The Wicker family will be taking donated items, from toothbrushes and footwear to soccer balls for the youngsters.
Oksana says, "They will know they are not the only ones who are orphans and there are people who love them and watch over them."
On Saturday from 11 a.m. to 2 p.m., Alex and Oksana will be at Family Christian Bookstore, 701 N. Green River Road, selling matted copies of a poem and a drawing of Jesus on the cross that Alex created.
They're hoping to raise $2,000 to help defray travel expenses and buy additional items they can donate.
Larry Wicker has been to Myanmar with his wife and said he's "humbled" by the people there and "their immense gratitude. I gave an individual a small pocket flashlight, and he was so thankful. The flashlight would provide a small beam of light for his family when the power would not be available for days."

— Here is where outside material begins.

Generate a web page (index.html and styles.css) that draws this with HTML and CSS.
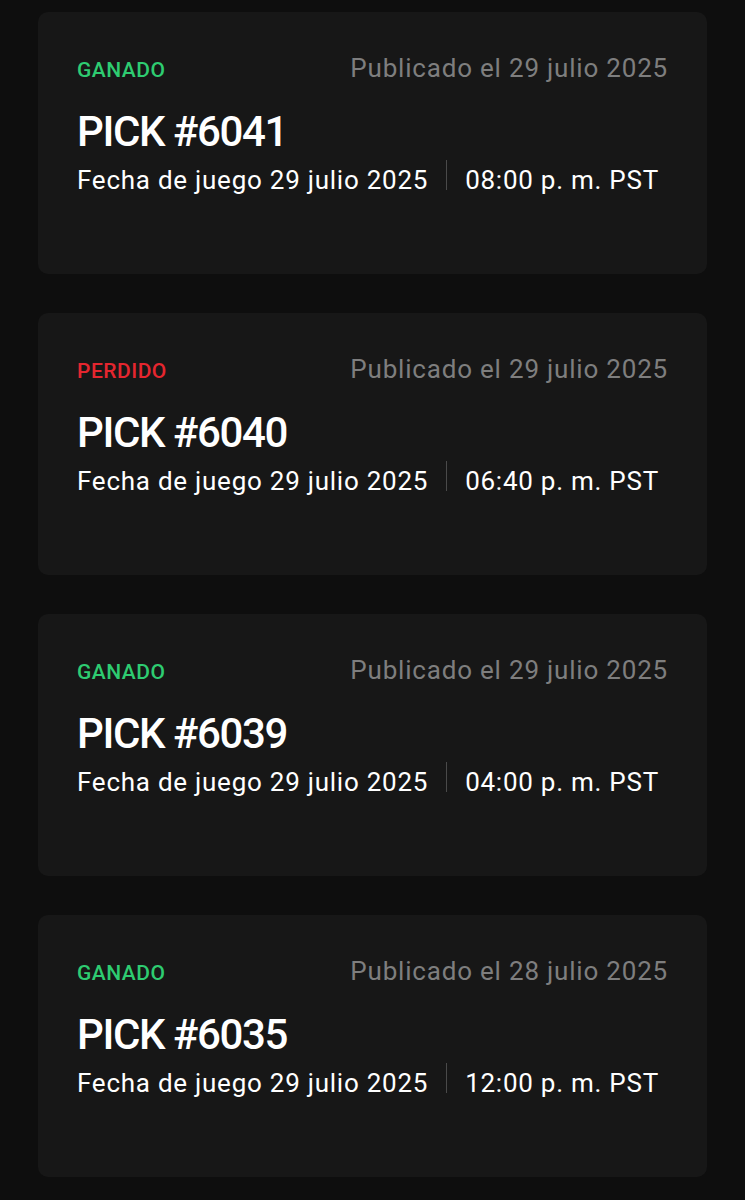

Linda Wicker noted people sometimes will say, "You can't save the world by sponsoring or adopting a kid." She tells them what an adoption coordinator told her: "You're not going to change the world, but for that one child the world will change."
Lately, Alex and Oksana have been bugging their parents to adopt another child.
"My brother has his sports, I'd like a little sister," said Oksana.
"I tell them, 'Talk to your father,'" said Linda Wicker.